Extract every line below that contains the word "React".

━━━ Data provided ━━━

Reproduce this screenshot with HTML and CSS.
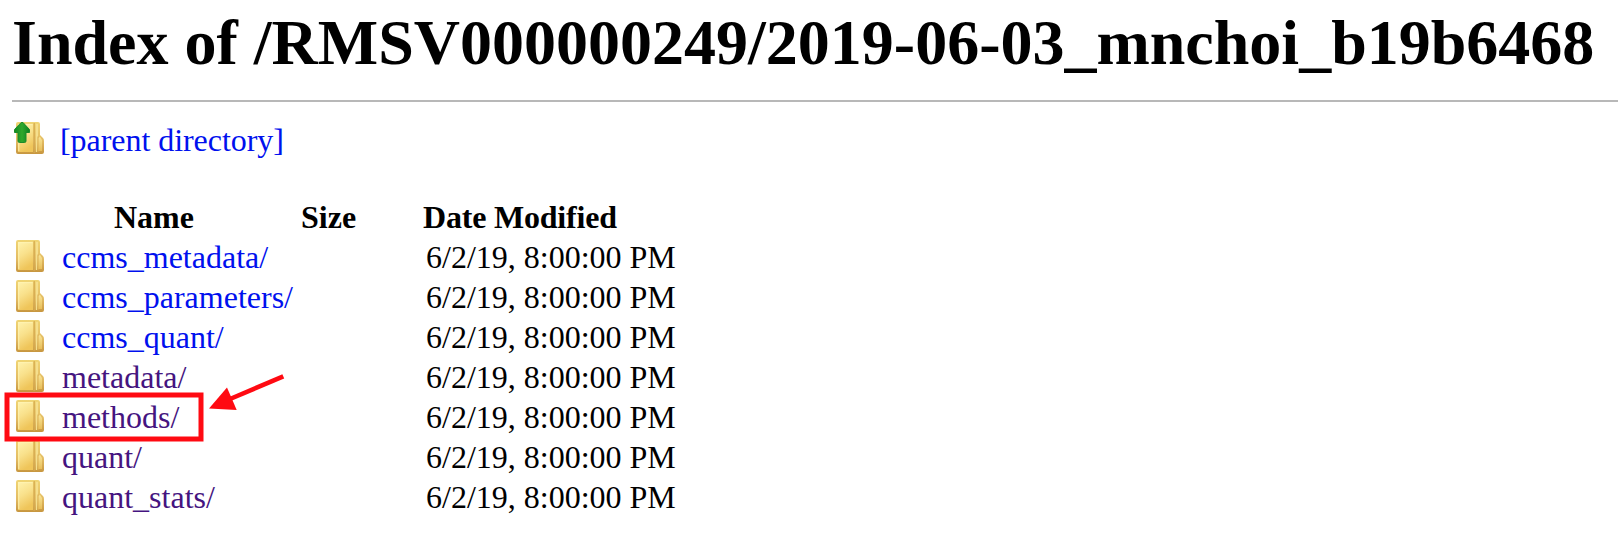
FILE: index.html
```html
<!DOCTYPE html>
<html lang="en">
<head>
<meta charset="utf-8">
<title>Index of /RMSV000000249/2019-06-03_mnchoi_b19b6468</title>
<link rel="stylesheet" href="styles.css">
</head>
<body>
<svg class="defs" width="0" height="0" aria-hidden="true">
  <defs>
    <linearGradient id="body" x1="0" y1="0" x2=".35" y2="1">
      <stop offset="0" stop-color="#fff3ae"/><stop offset=".5" stop-color="#f9e18c"/><stop offset="1" stop-color="#efc55a"/>
    </linearGradient>
    <linearGradient id="edge" x1="0" y1="0" x2="0" y2="1">
      <stop offset="0" stop-color="#f0d574"/><stop offset=".6" stop-color="#e3bb62"/><stop offset="1" stop-color="#c7963f"/>
    </linearGradient>
    <linearGradient id="tab" x1="0" y1="0" x2="0" y2="1">
      <stop offset="0" stop-color="#f8e496"/><stop offset="1" stop-color="#e8be59"/>
    </linearGradient>
    <linearGradient id="arrow" x1="0" y1="0" x2="1" y2="0">
      <stop offset="0" stop-color="#128a20"/><stop offset=".5" stop-color="#2fa82c"/><stop offset="1" stop-color="#0d821f"/>
    </linearGradient>
    <symbol id="folder" viewBox="0 0 32 32">
      <path d="M4 0H24Q26 0 26 2V13L29 16Q30 17 30 19V30Q30 32 28 32H4Q2 32 2 30V2Q2 0 4 0Z" fill="url(#edge)"/>
      <path d="M4 2H19V30H4Z" fill="url(#body)"/>
      <path d="M4.7 29V2.7H18.5" fill="none" stroke="#fff4b5" stroke-opacity=".65" stroke-width="1.3"/>
      <path d="M21.8 2H24V14L23 30H21.8Z" fill="#f5df8d"/>
      <path d="M24 16L26 15L28 18V29H24Z" fill="url(#tab)"/>
      <path d="M20.2 1V31" stroke="#d6aa4f" stroke-width="1.2"/>
      <path d="M24 14.5V30" stroke="#dbb052" stroke-width="1"/>
    </symbol>
  </defs>
</svg>
<h1 class="title">Index of /RMSV000000249/2019-06-03_mnchoi_b19b6468</h1>
<hr class="rule">
<div class="parent">
  <svg class="icon" viewBox="0 0 32 32"><use href="#folder"/><path d="M7.2 .5H9L15.5 7.5V10.5H12V19Q12 20.5 10.5 20.5H5.5Q4 20.5 4 19V10.5H.5V7.5Z" fill="url(#arrow)" stroke="#1b8a2a" stroke-width="1"/></svg>
  <a class="link">[parent directory]</a>
</div>
<div class="listing">
  <div class="row head"><span></span><span class="name">Name</span><span class="size">Size</span><span class="date">Date Modified</span></div>
  <div class="row"><svg class="icon"><use href="#folder"/></svg><a class="link">ccms_metadata/</a><span></span><span>6/2/19, 8:00:00 PM</span></div>
  <div class="row"><svg class="icon"><use href="#folder"/></svg><a class="link">ccms_parameters/</a><span></span><span>6/2/19, 8:00:00 PM</span></div>
  <div class="row"><svg class="icon"><use href="#folder"/></svg><a class="link">ccms_quant/</a><span></span><span>6/2/19, 8:00:00 PM</span></div>
  <div class="row"><svg class="icon"><use href="#folder"/></svg><a class="link visited">metadata/</a><span></span><span>6/2/19, 8:00:00 PM</span></div>
  <div class="row"><svg class="icon"><use href="#folder"/></svg><a class="link visited">methods/</a><span></span><span>6/2/19, 8:00:00 PM</span></div>
  <div class="row"><svg class="icon"><use href="#folder"/></svg><a class="link visited">quant/</a><span></span><span>6/2/19, 8:00:00 PM</span></div>
  <div class="row"><svg class="icon"><use href="#folder"/></svg><a class="link visited">quant_stats/</a><span></span><span>6/2/19, 8:00:00 PM</span></div>
</div>
<svg class="callout" width="300" height="90" viewBox="0 360 300 90">
  <rect x="7" y="395" width="194" height="44" fill="none" stroke="#ff0a12" stroke-width="5"/>
  <path d="M230 399L283.3 376.4" stroke="#ff0a12" stroke-width="4.6"/>
  <path d="M209 408.5L227 387.5L236.7 410Z" fill="#ff0a12"/>
</svg>
</body>
</html>
```
FILE: styles.css
```css
body {
  position: relative;
  margin: 0;
  padding: 7px 0 0 12px;
  height: 527px;
  overflow: hidden;
  background: #fff;
  color: #000;
  font: 32px/40px "Liberation Serif", "Times New Roman", serif;
}

.defs { position: absolute; }

.title {
  margin: 0;
  font-size: 64px;
  line-height: 72px;
  white-space: nowrap;
}

.rule {
  margin: 21px 0 0;
  border: 0;
  height: 2px;
  background: #b8b8b8;
}

.parent {
  display: flex;
  margin-top: 18px;
  height: 40px;
}

.parent .icon { margin: 2px 14px 0 2px; }

.icon {
  display: block;
  width: 32px;
  height: 32px;
}

.listing { margin-top: 37px; }

.row {
  display: grid;
  grid-template-columns: 48px 240px 124px 300px;
  height: 40px;
  padding-left: 2px;
  white-space: nowrap;
}

.row .icon { margin-top: 3px; }

.head { font-weight: bold; }
.head .name { padding-left: 52px; }
.head .size { margin-left: -1px; }
.head .date { margin-left: -3px; letter-spacing: -0.2px; }

.parent .link { letter-spacing: -0.05px; }

.link { color: #0010ee; }
.visited { color: #451480; }

.callout {
  position: absolute;
  left: 0;
  top: 360px;
}
```
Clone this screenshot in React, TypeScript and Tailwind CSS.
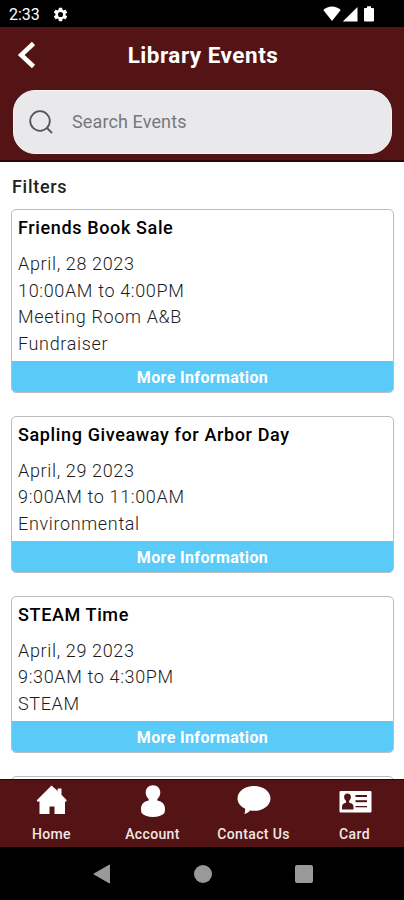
import React from "react";

interface LibraryEvent {
  title: string;
  details: string[];
}

const events: LibraryEvent[] = [
  {
    title: "Friends Book Sale",
    details: [
      "April, 28 2023",
      "10:00AM to 4:00PM",
      "Meeting Room A&B",
      "Fundraiser",
    ],
  },
  {
    title: "Sapling Giveaway for Arbor Day",
    details: ["April, 29 2023", "9:00AM to 11:00AM", "Environmental"],
  },
  {
    title: "STEAM Time",
    details: ["April, 29 2023", "9:30AM to 4:30PM", "STEAM"],
  },
];

const StatusBar: React.FC = () => (
  <div className="flex h-[27px] shrink-0 items-center justify-between bg-black pl-[9px] pr-[29px] pt-px text-white">
    <div className="flex items-center gap-[12px]">
      <span className="pt-[2px] text-base leading-none">2:33</span>
      <svg className="size-[17px]" viewBox="0 0 24 24" fill="currentColor">
        <path d="M19.14 12.94a7.1 7.1 0 0 0 0-1.88l2.03-1.58a.5.5 0 0 0 .12-.61l-1.92-3.32a.5.5 0 0 0-.59-.22l-2.39.96a7 7 0 0 0-1.62-.94l-.36-2.54a.5.5 0 0 0-.48-.41h-3.84a.5.5 0 0 0-.47.41l-.36 2.54a7.3 7.3 0 0 0-1.62.94l-2.39-.96a.5.5 0 0 0-.59.22L2.74 8.87a.5.5 0 0 0 .12.61l2.03 1.58a7 7 0 0 0 0 1.88l-2.03 1.58a.5.5 0 0 0-.12.61l1.92 3.32c.12.22.37.29.59.22l2.39-.96c.5.38 1.03.7 1.62.94l.36 2.54c.05.24.24.41.48.41h3.84c.24 0 .44-.17.47-.41l.36-2.54a7.3 7.3 0 0 0 1.62-.94l2.39.96c.22.08.47 0 .59-.22l1.92-3.32a.5.5 0 0 0-.12-.61zM12 15.6a3.6 3.6 0 1 1 0-7.2 3.6 3.6 0 0 1 0 7.2z" />
      </svg>
    </div>
    <svg className="h-4 w-[52px]" viewBox="0 0 52 16" fill="currentColor">
      <path d="M.3 4C5-.8 13-.8 17.700 4L9 15z" />
      <path d="M34.500 1v14.500H19.800z" />
      <path d="M42 2h2V.3h4V2h2a1 1 0 0 1 1 1v11.500a1 1 0 0 1-1 1h-8a1 1 0 0 1-1-1V3a1 1 0 0 1 1-1z" />
    </svg>
  </div>
);

const Header: React.FC = () => (
  <div className="flex h-[135px] shrink-0 flex-col border-b-2 border-[#2c0507] bg-[#541416] px-3">
    <div className="grid h-[63px] grid-cols-[40px_1fr_40px] items-center pb-[5px]">
      <button aria-label="Back" className="-mt-[3px] pl-[5px]">
        <svg
          className="h-7 w-[19px]"
          viewBox="0 0 19 28"
          fill="none"
          stroke="white"
          strokeWidth="4.600"
        >
          <path d="M16.500 2.500L4.200 14l12.300 11.500" />
        </svg>
      </button>
      <h1 className="pl-[2px] text-center text-[22.500px] font-bold tracking-[0.500px] text-white">
        Library Events
      </h1>
    </div>
    <label className="ml-px flex h-[63.500px] items-center rounded-[22px] border border-[#f5f5f6] bg-[#e9e9eb] pl-[15px]">
      <svg
        className="size-6"
        viewBox="0 0 24 24"
        fill="none"
        stroke="#55565a"
        strokeWidth="1.800"
      >
        <circle cx="11" cy="11" r="9.800" />
        <path d="M18 18l5 5" />
      </svg>
      <input
        placeholder="Search Events"
        className="ml-[19px] w-[260px] text-lg tracking-[0.120px] outline-none placeholder:text-[#77787b]"
      />
    </label>
  </div>
);

const EventCard: React.FC<{ event: LibraryEvent }> = ({ event }) => (
  <div className="shrink-0 overflow-hidden rounded-[5px] border border-[#bdbdc0] bg-white">
    <div className="px-[6px] pb-[4px] pt-[5px]">
      <h2 className="mb-[10px] text-lg font-medium leading-[26px] tracking-[0.630px] text-black">
        {event.title}
      </h2>
      {event.details.map((detail) => (
        <p
          key={detail}
          className="text-lg font-light leading-[26.500px] tracking-[0.650px] text-[#1c1c1c]"
        >
          {detail}
        </p>
      ))}
    </div>
    <button className="block h-[31px] w-full bg-[#5acbf9] pt-[3px] text-base font-bold tracking-[0.350px] text-white">
      More Information
    </button>
  </div>
);

const NavItem: React.FC<{ label: string; children: React.ReactNode }> = ({
  label,
  children,
}) => (
  <button className="flex flex-1 flex-col items-center pt-[5px] text-white">
    <svg className="h-[34px] w-9" viewBox="0 0 36 34" fill="currentColor">
      {children}
    </svg>
    <span className="mt-[6px] whitespace-nowrap text-sm font-medium leading-[18px] tracking-[0.350px] text-[#f1e6e4]">
      {label}
    </span>
  </button>
);

const BottomNav: React.FC = () => (
  <div className="-mr-px flex h-[68px] shrink-0 border-t border-[#2c0507] bg-[#541416] pl-px">
    <NavItem label="Home">
      <path d="M17.500.5l6.200 5.500V3.500H27.500v6.200l5 5.300v1.500H31V29H20.500v-7.500H15.500V29H5.500V16.500H3V15z" />
    </NavItem>
    <NavItem label="Account">
      <path d="M18 .3c4.300 0 7.300 3.200 7.300 7.200 0 2.800-1.300 5-3 6.700v1.300c4.700.8 7.700 3.800 7.700 8.500 0 1.600-.2 3-.7 4.300-2.300 2.400-6.400 3.700-11.300 3.700s-9-1.300-11.300-3.700C6.200 27 6 25.600 6 24c0-4.700 3-7.700 7.700-8.500v-1.300c-1.700-1.700-3-3.900-3-6.700 0-4 3-7.200 7.300-7.200z" />
    </NavItem>
    <NavItem label="Contact Us">
      <path d="M18 1c9.200 0 16.500 5.500 16.500 12.400S27.200 25.800 18 25.800c-1.400 0-2.700-.1-3.900-.3-1.500 1.900-3.500 3.100-5.800 3.500.9-1.600 1.100-3.400.7-5.400C4.400 21.300 1.500 17.600 1.500 13.400 1.500 6.500 8.800 1 18 1z" />
    </NavItem>
    <NavItem label="Card">
      <rect x="2.500" y="6" width="32" height="21.500" rx="1" />
      <g fill="#541416">
        <path d="M10.500 8.500c2.100 0 3.400 1.400 3.400 3.500 0 1.500-.7 2.700-1.700 3.700v2c2.800.3 4.300 1.600 4.300 4v2.800H5v-2.800c0-2.400 1.500-3.700 4-4v-2c-1.200-1-1.900-2.200-1.900-3.700 0-2.100 1.300-3.500 3.400-3.500z" />
        <rect x="18.500" y="10" width="11.500" height="2" />
        <rect x="18.500" y="15.200" width="11.500" height="2" />
        <rect x="18.500" y="21" width="11.500" height="1.300" />
      </g>
    </NavItem>
  </div>
);

const SystemBar: React.FC = () => (
  <div className="flex h-[53px] shrink-0 items-center justify-center gap-[83px] bg-black pl-px text-[#999]">
    <svg className="h-5 w-[18px]" viewBox="0 0 18 20" fill="currentColor">
      <path d="M16.500 1v18L.8 10z" stroke="currentColor" strokeLinejoin="round" />
    </svg>
    <div className="size-[18px] rounded-full bg-[#999]" />
    <div className="size-[18px] rounded-[2px] bg-[#999]" />
  </div>
);

export default function App() {
  return (
    <div className="flex h-[900px] w-[404px] flex-col overflow-hidden bg-white font-[Roboto,sans-serif]">
      <StatusBar />
      <Header />
      <main className="flex min-h-0 flex-1 flex-col overflow-hidden pl-[11px] pr-[10px]">
        <h2 className="mb-[9px] ml-px mt-3 text-lg font-medium leading-[26px] tracking-[0.700px] text-[#222]">
          Filters
        </h2>
        <div className="flex flex-col gap-[22.500px] pt-[0.300px]">
          {events.map((event) => (
            <EventCard key={event.title} event={event} />
          ))}
          <div className="h-10 shrink-0 rounded-[5px] border border-[#bdbdc0]" />
        </div>
      </main>
      <BottomNav />
      <SystemBar />
    </div>
  );
}
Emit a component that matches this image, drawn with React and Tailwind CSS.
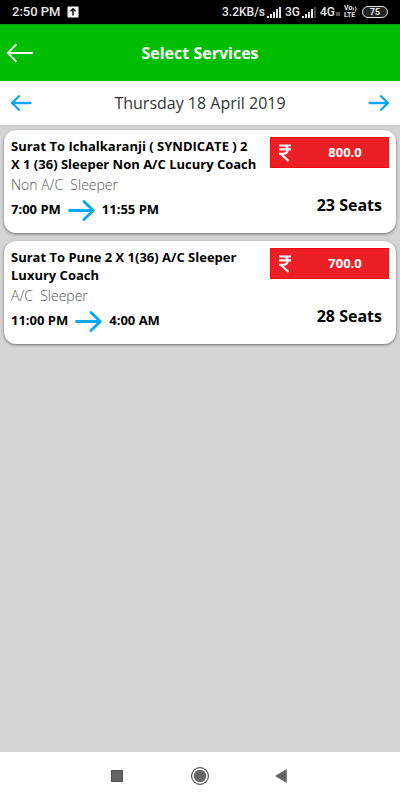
const services = [
  {
    id: 1,
    name: 'Surat To Ichalkaranji ( SYNDICATE ) 2 X 1 (36) Sleeper Non A/C Lucury Coach',
    type: 'Non A/C  Sleeper',
    departure: '7:00 PM',
    arrival: '11:55 PM',
    fare: '800.0',
    seats: 23
  },
  {
    id: 2,
    name: 'Surat To Pune 2 X 1(36) A/C Sleeper Luxury Coach',
    type: 'A/C  Sleeper',
    departure: '11:00 PM',
    arrival: '4:00 AM',
    fare: '700.0',
    seats: 28
  }
];

function SignalBars({ weak }) {
  return <svg className="w-4 h-3 shrink-0" viewBox="0 0 16 12" fill="#e6e6e6" aria-hidden="true">
      <rect x="0" y="10" width="2" height="2" />
      <rect x="3" y="8" width="2" height="4" />
      <rect x="6" y="6" width="2" height="6" />
      <rect x="9" y="3" width="2" height="9" />
      <rect x="12" y="1" width="2" height="11" fill={weak ? '#444' : '#e6e6e6'} />
    </svg>;
}

function StatusBar() {
  return <div className="h-6 bg-black text-[#e6e6e6] flex items-center pl-3 pr-3 font-['Roboto',sans-serif] text-xs font-medium whitespace-nowrap">
      <span className="text-[13px]">2:50 PM</span>
      <svg className="w-3 h-3 ml-1.5" viewBox="0 0 12 12" aria-hidden="true">
        <rect x="0.5" y="0.5" width="11" height="11" rx="1" fill="#fff" />
        <path d="M6 9.5V3M3.5 5.3L6 2.8l2.5 2.5" fill="none" stroke="#000" strokeWidth="1.4" />
      </svg>
      <div className="ml-auto flex items-center">
        <span>3.2KB/s</span>
        <span className="ml-0.5"><SignalBars /></span>
        <span className="ml-0.5">3G</span>
        <span className="ml-0.5"><SignalBars weak /></span>
        <span className="ml-0.5">4G</span>
        <span className="ml-px mt-1 w-1 h-1 bg-[#555]" />
        <span className="ml-1 w-[14px] flex flex-col text-[7px] leading-[7px] font-bold">
          <span className="h-[7px] flex items-center">
            Vo
            <svg className="w-[5px] h-[6px]" viewBox="0 0 5 6" fill="none" stroke="#e6e6e6" aria-hidden="true">
              <path d="M1 1.5q1 1.5 0 3M3.3 0.5q1.6 2.5 0 5" />
            </svg>
          </span>
          <span className="h-[7px]">LTE</span>
        </span>
        <span className="ml-1 w-[26px] h-3 rounded-full border border-[#e6e6e6] bg-[#222] text-[9px] leading-[10px] font-bold text-center">75</span>
      </div>
    </div>;
}

function DateArrow({ back }) {
  return <svg className={back ? 'w-[22px] h-4 rotate-180' : 'w-[22px] h-4'} viewBox="0 0 22 16" fill="none" stroke="#0ba5f2" strokeWidth="2.3" strokeLinecap="round" strokeLinejoin="round" aria-hidden="true">
      <path d="M1.5 8H20M13 1.2L20 8l-7 6.8" />
    </svg>;
}

function ServiceCard({ service }) {
  return <article className="bg-white rounded-xl shadow-[0_1px_3px_rgba(0,0,0,0.5)] min-h-[103px] px-[7px] pt-[7px] flex justify-between">
      <div className="w-[247px] shrink-0">
        <h2 className="text-[13px] leading-[18px] font-bold">{service.name}</h2>
        <p className="mt-0.5 text-sm leading-5 font-light text-[#555] whitespace-pre">{service.type}</p>
        <div className="h-[30px] flex items-center gap-[7px] text-[13px] font-bold">
          <span>{service.departure}</span>
          <svg className="w-[27px] h-[21px]" viewBox="0 0 27 21" fill="none" stroke="#03a9f4" strokeWidth="2.8" strokeLinecap="round" strokeLinejoin="round" aria-label="to">
            <path d="M1.5 10.5H25M16 1.5l9.3 9L16 19.5" />
          </svg>
          <span>{service.arrival}</span>
        </div>
      </div>
      <div className="w-[119px] flex flex-col items-end">
        <button type="button" className="w-full h-[31px] bg-[#ec1f27] border border-[#f00c12] text-white flex items-center pl-2">
          <svg className="w-3 h-[18px] shrink-0" viewBox="0 0 12 18" fill="none" stroke="#fff" strokeWidth="2.2" aria-label="Rupees">
            <path d="M0 1.5h12M0 5.3h12M0 9.8h4C7 9.8 8.6 8.2 8.6 5.5S7 1.5 4 1.5M1.8 9.8L9.5 17" />
          </svg>
          <span className="flex-1 pl-[11px] text-[13px] font-bold">{service.fare}</span>
        </button>
        <p className="mt-[25px] mr-[7px] text-base leading-6 font-bold">{service.seats} Seats</p>
      </div>
    </article>;
}

function NavigationBar() {
  return <nav className="h-12 bg-white flex items-center justify-center gap-[59px]">
      <button type="button" aria-label="Recent apps" className="w-6 h-6">
        <svg viewBox="0 0 24 24"><rect x="6.5" y="6.5" width="11" height="11" fill="#666" stroke="#555" /></svg>
      </button>
      <button type="button" aria-label="Home" className="w-6 h-6">
        <svg viewBox="0 0 24 24">
          <circle cx="12" cy="12" r="8.4" fill="none" stroke="#333" />
          <circle cx="12" cy="12" r="6.2" fill="#666" />
        </svg>
      </button>
      <button type="button" aria-label="Back" className="w-6 h-6">
        <svg viewBox="0 0 24 24"><path d="M4.5 12l11-6.5v13z" fill="#666" stroke="#555" strokeWidth="0.5" /></svg>
      </button>
    </nav>;
}

export default function App() {
  return <div className="min-h-screen flex flex-col bg-[#d5d5d5] text-black font-['Open_Sans',sans-serif]">
      <StatusBar />
      <header className="h-[57px] bg-[#02be03] border-t border-[#0a9a0c] text-white grid grid-cols-[40px_1fr_40px] items-center">
        <button type="button" aria-label="Back" className="pl-1.5">
          <svg className="w-7 h-5" viewBox="0 0 28 20" fill="none" stroke="#fff" strokeWidth="1.8">
            <path d="M27 10H1.8M10.5 1.2L1.8 10l8.7 8.8" />
          </svg>
        </button>
        <h1 className="text-center text-base font-bold">Select Services</h1>
      </header>
      <div className="h-[45px] bg-white flex items-center justify-between px-2.5 border-b border-[#c8c8c8]">
        <button type="button" aria-label="Previous day"><DateArrow back /></button>
        <p className="text-base text-[#333]">Thursday 18 April 2019</p>
        <button type="button" aria-label="Next day"><DateArrow /></button>
      </div>
      <main className="flex-1 px-1 pt-1 flex flex-col gap-2">
        {services.map(service => <ServiceCard key={service.id} service={service} />)}
      </main>
      <NavigationBar />
    </div>;
}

━━━

▶ Answer for the task
Clone this screenshot in React, TypeScript and Tailwind CSS.
import React from "react";
const StatusBar: React.FC = () => (
const Header: React.FC = () => (
const EventCard: React.FC<{ event: LibraryEvent }> = ({ event }) => (
const NavItem: React.FC<{ label: string; children: React.ReactNode }> = ({
const BottomNav: React.FC = () => (
const SystemBar: React.FC = () => (
Emit a component that matches this image, drawn with React and Tailwind CSS.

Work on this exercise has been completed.